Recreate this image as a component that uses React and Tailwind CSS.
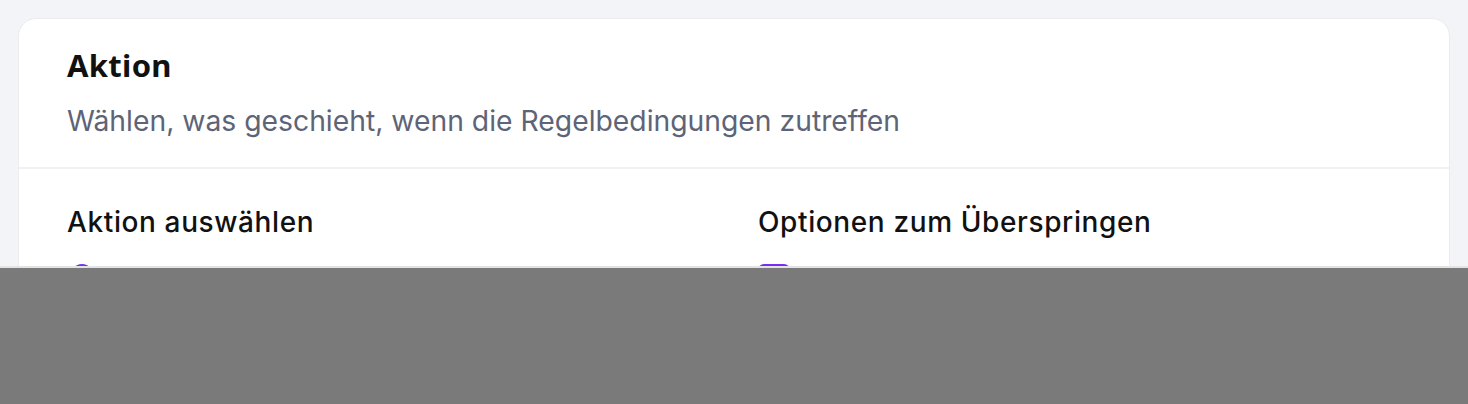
import React from 'react';

const sans = { fontFamily: 'Inter, "Noto Sans", sans-serif' };

export default function App() {
    return (
        <div className="w-[1468px] h-[404px] bg-[#f3f4f7] overflow-hidden relative" style={sans}>
            <div className="pt-[18px] px-[18px]">
                {/* Card */}
                <div className="bg-white border border-[#ececef] rounded-[18px] h-[400px]">
                    {/* Header */}
                    <div className="px-12 pt-[26px] pb-[28px] border-b-2 border-[#f1f1f3]">
                        <h2 className="text-[31px] font-bold text-[#111111] leading-[40px] tracking-[0.01em]" style={{ fontFamily: '"Noto Sans", sans-serif' }}>
                            Aktion
                        </h2>
                        <p className="mt-[18px] text-[28.3px] leading-[36px] text-[#5e6477]">
                            Wählen, was geschieht, wenn die Regelbedingungen zutreffen
                        </p>
                    </div>

                    {/* Body */}
                    <div className="px-12 pt-[35px] grid grid-cols-2 gap-12">
                        <div>
                            <h3 className="text-[28px] font-medium text-[#111111] leading-[36px] tracking-[0.022em]">
                                Aktion auswählen
                            </h3>
                            <div className="mt-[24px] flex items-start gap-4">
                                <span className="w-6 h-6 ml-[3px] rounded-full border-[3px] border-[#7a2cf5] bg-white"></span>
                                <span className="mt-3 text-[22px] text-[#111111]">Nicht ausführen</span>
                            </div>
                        </div>
                        <div>
                            <h3 className="text-[28px] font-medium text-[#111111] leading-[36px] tracking-[0.022em]">
                                Optionen zum Überspringen
                            </h3>
                            <div className="mt-[24px] flex items-start gap-4">
                                <span className="w-8 h-8 rounded-md bg-[#7a2cf5]"></span>
                                <span className="mt-3 text-[22px] text-[#111111]">Alle überspringen</span>
                            </div>
                        </div>
                    </div>
                </div>
            </div>

            {/* Overlay band */}
            <div className="absolute left-0 right-0 top-[266px] bottom-0 border-t-2 border-[#e3e3e4] bg-[#7a7a7b]"></div>
        </div>
    );
}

| GOAL |
Of the lines above, copy each that contains "React".

| ANSWER TO THE EXERCISE |
Recreate this image as a component that uses React and Tailwind CSS.
import React from 'react';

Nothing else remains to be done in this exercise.